» PROBLEM DETAILS:
Pick out each line containing the string "with".

» GIVEN DATA:
☆ ☆ ☆

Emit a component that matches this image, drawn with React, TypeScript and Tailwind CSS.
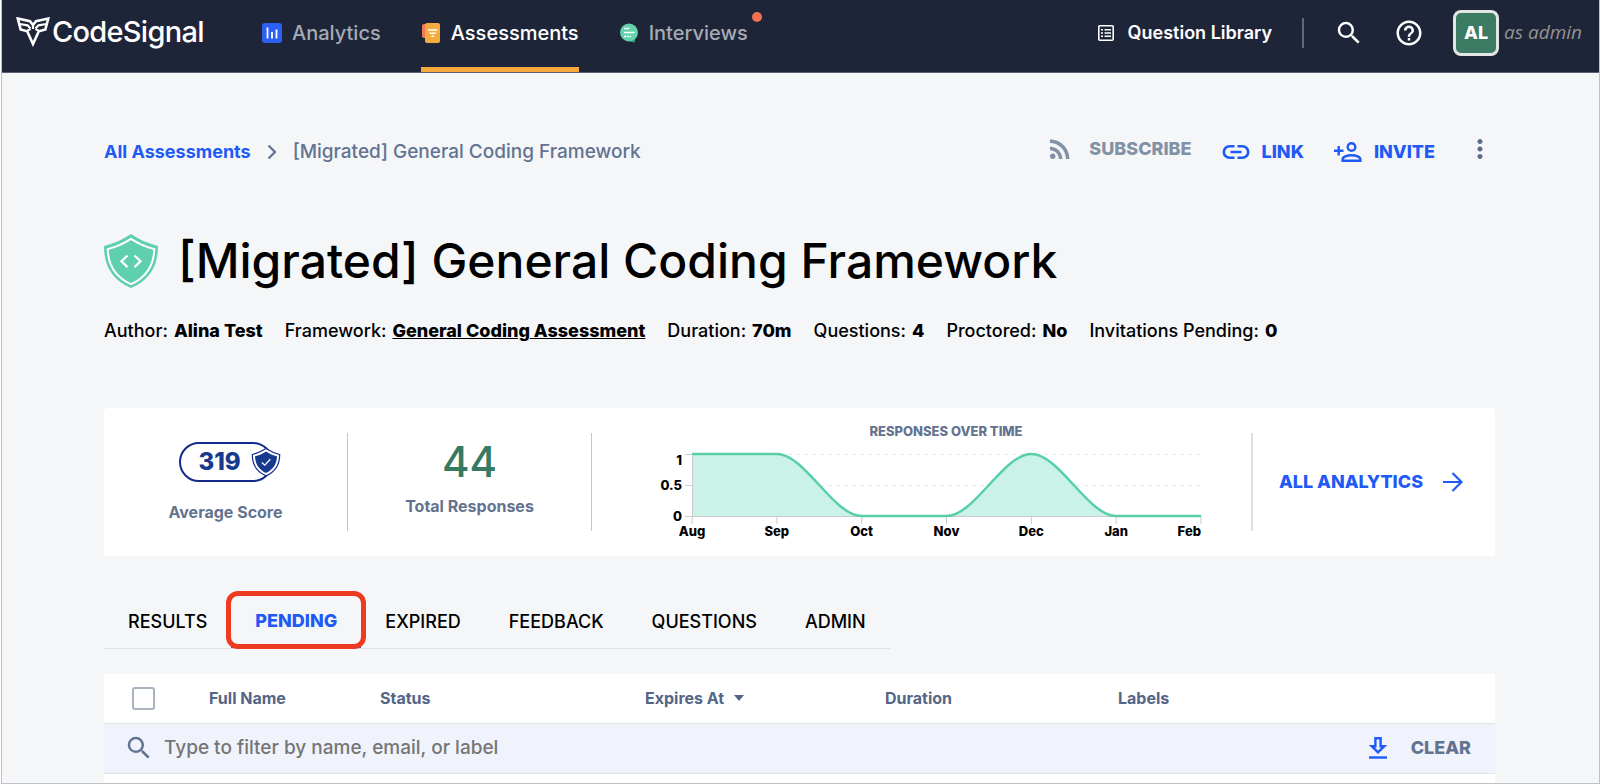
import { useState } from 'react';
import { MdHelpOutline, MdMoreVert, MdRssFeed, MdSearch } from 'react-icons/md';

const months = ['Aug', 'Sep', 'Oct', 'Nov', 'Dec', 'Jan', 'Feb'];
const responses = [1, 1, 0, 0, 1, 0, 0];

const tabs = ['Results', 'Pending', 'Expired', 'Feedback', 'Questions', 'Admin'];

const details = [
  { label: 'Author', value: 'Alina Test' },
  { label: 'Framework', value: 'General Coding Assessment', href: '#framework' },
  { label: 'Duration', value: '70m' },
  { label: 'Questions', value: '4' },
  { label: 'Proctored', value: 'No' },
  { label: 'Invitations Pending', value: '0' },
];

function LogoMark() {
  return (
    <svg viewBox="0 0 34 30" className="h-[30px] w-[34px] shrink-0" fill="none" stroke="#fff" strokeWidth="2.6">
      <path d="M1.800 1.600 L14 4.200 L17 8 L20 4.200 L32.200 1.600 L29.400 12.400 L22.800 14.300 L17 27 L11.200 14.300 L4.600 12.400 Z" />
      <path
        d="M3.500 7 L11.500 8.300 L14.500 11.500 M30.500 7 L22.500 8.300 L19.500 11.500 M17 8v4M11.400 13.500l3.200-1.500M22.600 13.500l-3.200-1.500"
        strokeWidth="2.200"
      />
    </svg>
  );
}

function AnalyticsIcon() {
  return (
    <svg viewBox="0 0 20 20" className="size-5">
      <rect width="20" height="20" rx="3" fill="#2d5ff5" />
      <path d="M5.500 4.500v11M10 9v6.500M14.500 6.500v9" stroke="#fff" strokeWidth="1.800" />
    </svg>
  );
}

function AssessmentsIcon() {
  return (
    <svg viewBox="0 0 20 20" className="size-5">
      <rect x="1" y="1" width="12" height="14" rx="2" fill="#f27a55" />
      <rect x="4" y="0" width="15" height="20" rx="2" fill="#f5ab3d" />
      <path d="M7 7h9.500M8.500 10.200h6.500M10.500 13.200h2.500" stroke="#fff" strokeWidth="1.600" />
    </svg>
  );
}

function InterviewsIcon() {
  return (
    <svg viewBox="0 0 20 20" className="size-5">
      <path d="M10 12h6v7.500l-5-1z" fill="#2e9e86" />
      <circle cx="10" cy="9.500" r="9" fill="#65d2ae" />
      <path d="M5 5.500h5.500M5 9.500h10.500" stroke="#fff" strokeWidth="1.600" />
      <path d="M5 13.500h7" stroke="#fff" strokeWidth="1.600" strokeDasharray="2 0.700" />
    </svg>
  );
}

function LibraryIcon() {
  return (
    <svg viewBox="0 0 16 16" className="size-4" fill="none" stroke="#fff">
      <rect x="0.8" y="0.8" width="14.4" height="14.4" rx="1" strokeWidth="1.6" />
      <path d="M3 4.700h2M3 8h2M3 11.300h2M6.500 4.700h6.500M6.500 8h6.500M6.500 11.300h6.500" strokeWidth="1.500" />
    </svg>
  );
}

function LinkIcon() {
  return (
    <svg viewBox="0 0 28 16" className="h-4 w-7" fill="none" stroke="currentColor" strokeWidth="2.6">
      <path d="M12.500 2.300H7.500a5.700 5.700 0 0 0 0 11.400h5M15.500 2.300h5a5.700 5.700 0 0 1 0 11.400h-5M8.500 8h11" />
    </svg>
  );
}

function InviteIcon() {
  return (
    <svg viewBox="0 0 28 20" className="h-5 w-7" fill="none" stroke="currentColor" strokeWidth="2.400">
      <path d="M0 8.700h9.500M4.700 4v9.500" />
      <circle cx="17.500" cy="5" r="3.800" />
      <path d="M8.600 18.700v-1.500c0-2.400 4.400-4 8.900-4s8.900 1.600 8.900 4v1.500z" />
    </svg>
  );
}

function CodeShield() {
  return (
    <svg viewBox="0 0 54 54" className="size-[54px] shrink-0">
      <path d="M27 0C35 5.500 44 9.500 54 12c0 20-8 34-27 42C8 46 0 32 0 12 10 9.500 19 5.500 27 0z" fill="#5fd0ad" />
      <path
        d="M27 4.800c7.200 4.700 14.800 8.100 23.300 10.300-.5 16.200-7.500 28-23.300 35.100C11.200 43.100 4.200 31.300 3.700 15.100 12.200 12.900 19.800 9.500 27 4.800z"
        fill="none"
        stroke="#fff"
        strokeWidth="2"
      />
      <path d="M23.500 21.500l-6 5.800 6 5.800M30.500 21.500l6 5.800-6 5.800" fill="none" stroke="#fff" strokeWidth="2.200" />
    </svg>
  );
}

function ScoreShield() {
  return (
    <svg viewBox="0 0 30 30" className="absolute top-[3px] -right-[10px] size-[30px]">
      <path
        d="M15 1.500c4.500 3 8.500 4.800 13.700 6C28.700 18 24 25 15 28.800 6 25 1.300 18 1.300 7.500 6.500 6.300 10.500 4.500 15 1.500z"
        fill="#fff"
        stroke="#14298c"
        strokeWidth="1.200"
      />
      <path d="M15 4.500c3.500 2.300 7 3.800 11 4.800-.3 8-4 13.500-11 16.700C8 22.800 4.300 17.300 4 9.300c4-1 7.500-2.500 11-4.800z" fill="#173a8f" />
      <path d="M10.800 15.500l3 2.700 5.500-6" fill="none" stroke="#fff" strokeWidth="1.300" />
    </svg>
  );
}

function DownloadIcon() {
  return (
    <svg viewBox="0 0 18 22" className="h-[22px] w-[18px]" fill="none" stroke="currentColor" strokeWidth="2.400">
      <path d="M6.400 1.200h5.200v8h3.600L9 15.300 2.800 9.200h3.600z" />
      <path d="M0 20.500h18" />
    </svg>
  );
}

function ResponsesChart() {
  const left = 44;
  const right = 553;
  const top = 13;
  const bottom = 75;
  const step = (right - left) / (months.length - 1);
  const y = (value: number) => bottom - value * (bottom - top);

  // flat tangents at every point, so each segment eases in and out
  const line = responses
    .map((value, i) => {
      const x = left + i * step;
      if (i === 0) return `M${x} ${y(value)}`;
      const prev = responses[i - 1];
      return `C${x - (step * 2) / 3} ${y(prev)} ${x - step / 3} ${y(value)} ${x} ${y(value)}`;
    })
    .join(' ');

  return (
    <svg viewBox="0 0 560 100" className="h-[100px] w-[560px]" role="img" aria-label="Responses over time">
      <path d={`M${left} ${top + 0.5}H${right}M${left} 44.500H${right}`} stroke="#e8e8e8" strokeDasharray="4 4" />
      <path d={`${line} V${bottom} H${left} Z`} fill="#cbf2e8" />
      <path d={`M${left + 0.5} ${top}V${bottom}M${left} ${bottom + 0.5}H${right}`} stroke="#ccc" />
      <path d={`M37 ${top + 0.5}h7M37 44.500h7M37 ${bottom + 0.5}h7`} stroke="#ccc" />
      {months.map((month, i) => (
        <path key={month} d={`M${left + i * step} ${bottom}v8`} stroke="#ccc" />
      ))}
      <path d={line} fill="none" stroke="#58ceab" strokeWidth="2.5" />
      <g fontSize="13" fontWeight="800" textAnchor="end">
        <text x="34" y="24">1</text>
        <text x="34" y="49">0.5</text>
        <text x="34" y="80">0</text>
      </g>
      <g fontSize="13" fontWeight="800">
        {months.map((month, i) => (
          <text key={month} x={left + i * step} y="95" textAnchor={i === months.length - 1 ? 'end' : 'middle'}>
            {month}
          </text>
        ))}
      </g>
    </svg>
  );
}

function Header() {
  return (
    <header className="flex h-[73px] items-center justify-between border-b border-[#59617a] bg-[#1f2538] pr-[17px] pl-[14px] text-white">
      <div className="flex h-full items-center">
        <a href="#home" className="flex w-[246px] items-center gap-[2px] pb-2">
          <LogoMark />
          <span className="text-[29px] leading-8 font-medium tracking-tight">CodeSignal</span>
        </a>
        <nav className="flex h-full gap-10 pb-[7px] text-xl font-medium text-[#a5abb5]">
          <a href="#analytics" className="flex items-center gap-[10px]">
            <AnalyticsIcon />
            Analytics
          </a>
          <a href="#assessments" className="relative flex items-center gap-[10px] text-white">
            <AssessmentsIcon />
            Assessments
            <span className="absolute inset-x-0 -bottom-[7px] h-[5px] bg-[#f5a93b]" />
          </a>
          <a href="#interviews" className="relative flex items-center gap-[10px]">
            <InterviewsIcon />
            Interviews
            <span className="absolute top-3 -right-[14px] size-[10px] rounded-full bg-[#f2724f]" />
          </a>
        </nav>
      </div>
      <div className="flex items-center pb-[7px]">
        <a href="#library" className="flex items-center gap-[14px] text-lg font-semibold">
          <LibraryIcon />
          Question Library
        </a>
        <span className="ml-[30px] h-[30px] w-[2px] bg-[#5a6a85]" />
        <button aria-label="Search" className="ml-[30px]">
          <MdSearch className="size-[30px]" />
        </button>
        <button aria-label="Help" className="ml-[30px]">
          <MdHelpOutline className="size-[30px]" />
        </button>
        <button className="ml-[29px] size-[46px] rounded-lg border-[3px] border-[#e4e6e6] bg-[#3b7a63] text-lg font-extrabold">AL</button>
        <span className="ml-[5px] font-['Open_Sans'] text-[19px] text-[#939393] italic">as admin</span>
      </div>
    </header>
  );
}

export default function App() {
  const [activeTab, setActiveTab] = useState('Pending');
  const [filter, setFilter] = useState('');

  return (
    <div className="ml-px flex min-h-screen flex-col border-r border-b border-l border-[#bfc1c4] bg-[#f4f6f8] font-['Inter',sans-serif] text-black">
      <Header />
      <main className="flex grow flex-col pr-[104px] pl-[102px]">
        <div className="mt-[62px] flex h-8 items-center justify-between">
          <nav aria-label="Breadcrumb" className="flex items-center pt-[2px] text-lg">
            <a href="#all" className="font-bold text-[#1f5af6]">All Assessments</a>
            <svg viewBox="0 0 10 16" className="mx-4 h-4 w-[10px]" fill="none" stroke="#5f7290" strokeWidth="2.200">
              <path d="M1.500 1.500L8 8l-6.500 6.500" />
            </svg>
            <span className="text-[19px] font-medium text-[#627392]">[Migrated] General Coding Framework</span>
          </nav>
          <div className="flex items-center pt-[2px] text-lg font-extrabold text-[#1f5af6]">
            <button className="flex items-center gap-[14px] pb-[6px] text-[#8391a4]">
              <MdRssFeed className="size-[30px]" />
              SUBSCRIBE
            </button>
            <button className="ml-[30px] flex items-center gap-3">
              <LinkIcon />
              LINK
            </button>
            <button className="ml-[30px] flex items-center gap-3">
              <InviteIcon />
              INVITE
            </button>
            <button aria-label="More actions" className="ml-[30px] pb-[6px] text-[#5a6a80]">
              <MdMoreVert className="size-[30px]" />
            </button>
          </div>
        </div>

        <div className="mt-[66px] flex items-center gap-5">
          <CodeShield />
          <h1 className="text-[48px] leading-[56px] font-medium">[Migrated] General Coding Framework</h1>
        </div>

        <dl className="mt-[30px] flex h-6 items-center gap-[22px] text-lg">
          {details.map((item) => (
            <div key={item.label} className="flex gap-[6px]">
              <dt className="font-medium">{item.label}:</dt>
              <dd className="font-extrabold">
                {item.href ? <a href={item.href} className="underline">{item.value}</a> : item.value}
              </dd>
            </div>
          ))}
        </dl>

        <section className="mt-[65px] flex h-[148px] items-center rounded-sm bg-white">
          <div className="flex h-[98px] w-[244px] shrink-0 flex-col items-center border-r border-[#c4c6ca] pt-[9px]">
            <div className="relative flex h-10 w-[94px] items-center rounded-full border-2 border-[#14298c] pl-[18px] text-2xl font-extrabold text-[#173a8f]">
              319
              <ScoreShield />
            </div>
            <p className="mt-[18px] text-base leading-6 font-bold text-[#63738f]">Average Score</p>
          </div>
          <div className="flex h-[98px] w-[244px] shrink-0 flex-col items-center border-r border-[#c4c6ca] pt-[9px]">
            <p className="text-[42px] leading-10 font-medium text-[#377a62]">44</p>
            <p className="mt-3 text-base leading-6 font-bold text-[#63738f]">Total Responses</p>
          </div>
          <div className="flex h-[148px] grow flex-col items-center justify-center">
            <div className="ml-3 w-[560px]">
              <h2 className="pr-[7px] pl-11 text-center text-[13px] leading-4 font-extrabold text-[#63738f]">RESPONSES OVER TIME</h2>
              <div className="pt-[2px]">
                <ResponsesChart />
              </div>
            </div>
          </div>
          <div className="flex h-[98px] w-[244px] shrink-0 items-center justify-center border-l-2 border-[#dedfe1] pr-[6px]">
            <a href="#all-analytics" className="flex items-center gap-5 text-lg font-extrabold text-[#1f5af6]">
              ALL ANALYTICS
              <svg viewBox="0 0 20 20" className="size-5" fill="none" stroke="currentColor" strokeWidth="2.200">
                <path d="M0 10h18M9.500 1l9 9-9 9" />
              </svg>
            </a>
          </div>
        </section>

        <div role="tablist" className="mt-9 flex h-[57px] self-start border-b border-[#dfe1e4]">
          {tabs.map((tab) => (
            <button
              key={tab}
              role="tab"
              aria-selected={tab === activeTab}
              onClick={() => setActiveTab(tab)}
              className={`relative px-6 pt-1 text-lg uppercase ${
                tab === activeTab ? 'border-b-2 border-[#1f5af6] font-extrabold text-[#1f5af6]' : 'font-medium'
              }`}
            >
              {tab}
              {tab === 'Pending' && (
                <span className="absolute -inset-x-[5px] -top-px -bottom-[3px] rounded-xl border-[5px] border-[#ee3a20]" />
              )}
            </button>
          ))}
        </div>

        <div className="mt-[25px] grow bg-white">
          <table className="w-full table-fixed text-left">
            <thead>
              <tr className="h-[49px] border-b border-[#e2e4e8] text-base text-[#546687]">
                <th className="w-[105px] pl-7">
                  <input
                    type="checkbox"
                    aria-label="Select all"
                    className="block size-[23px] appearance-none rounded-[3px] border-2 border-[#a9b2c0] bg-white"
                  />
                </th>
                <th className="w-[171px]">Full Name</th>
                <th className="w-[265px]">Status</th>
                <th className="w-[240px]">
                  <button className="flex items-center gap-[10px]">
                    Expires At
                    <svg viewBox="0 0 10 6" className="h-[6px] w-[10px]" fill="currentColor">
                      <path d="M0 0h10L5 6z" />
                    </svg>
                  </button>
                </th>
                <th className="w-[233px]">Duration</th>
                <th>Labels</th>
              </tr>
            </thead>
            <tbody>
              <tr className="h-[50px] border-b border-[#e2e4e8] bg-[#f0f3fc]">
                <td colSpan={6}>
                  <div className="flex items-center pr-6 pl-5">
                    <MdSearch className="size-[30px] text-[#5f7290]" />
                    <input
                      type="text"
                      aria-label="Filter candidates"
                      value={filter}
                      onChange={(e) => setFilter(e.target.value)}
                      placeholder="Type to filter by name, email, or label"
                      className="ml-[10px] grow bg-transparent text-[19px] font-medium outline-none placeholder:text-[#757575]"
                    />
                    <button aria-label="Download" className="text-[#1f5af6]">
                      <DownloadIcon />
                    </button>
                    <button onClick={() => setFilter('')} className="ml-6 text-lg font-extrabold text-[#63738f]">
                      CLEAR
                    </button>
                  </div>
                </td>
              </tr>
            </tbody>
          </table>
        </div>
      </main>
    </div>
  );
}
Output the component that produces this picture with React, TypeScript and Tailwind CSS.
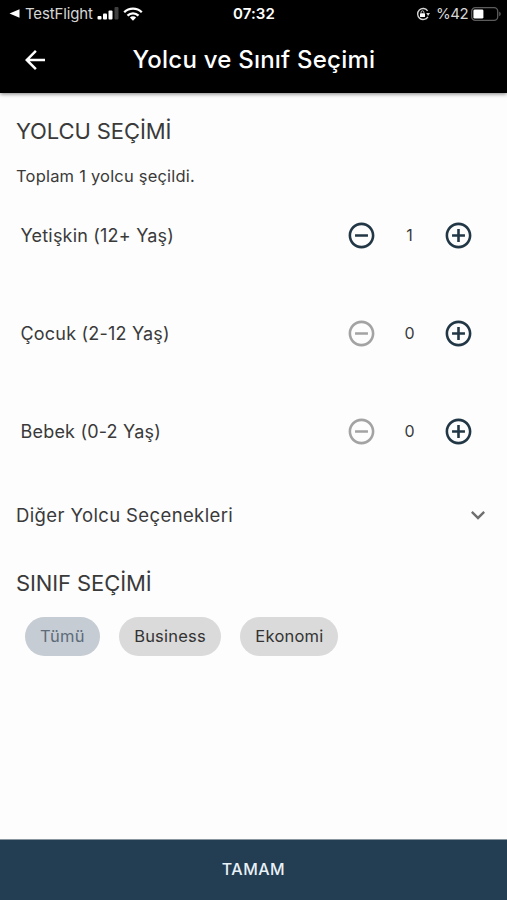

☆ ☆ ☆

» PROBLEM SOLUTION:
Emit a component that matches this image, drawn with React, TypeScript and Tailwind CSS.
Output the component that produces this picture with React, TypeScript and Tailwind CSS.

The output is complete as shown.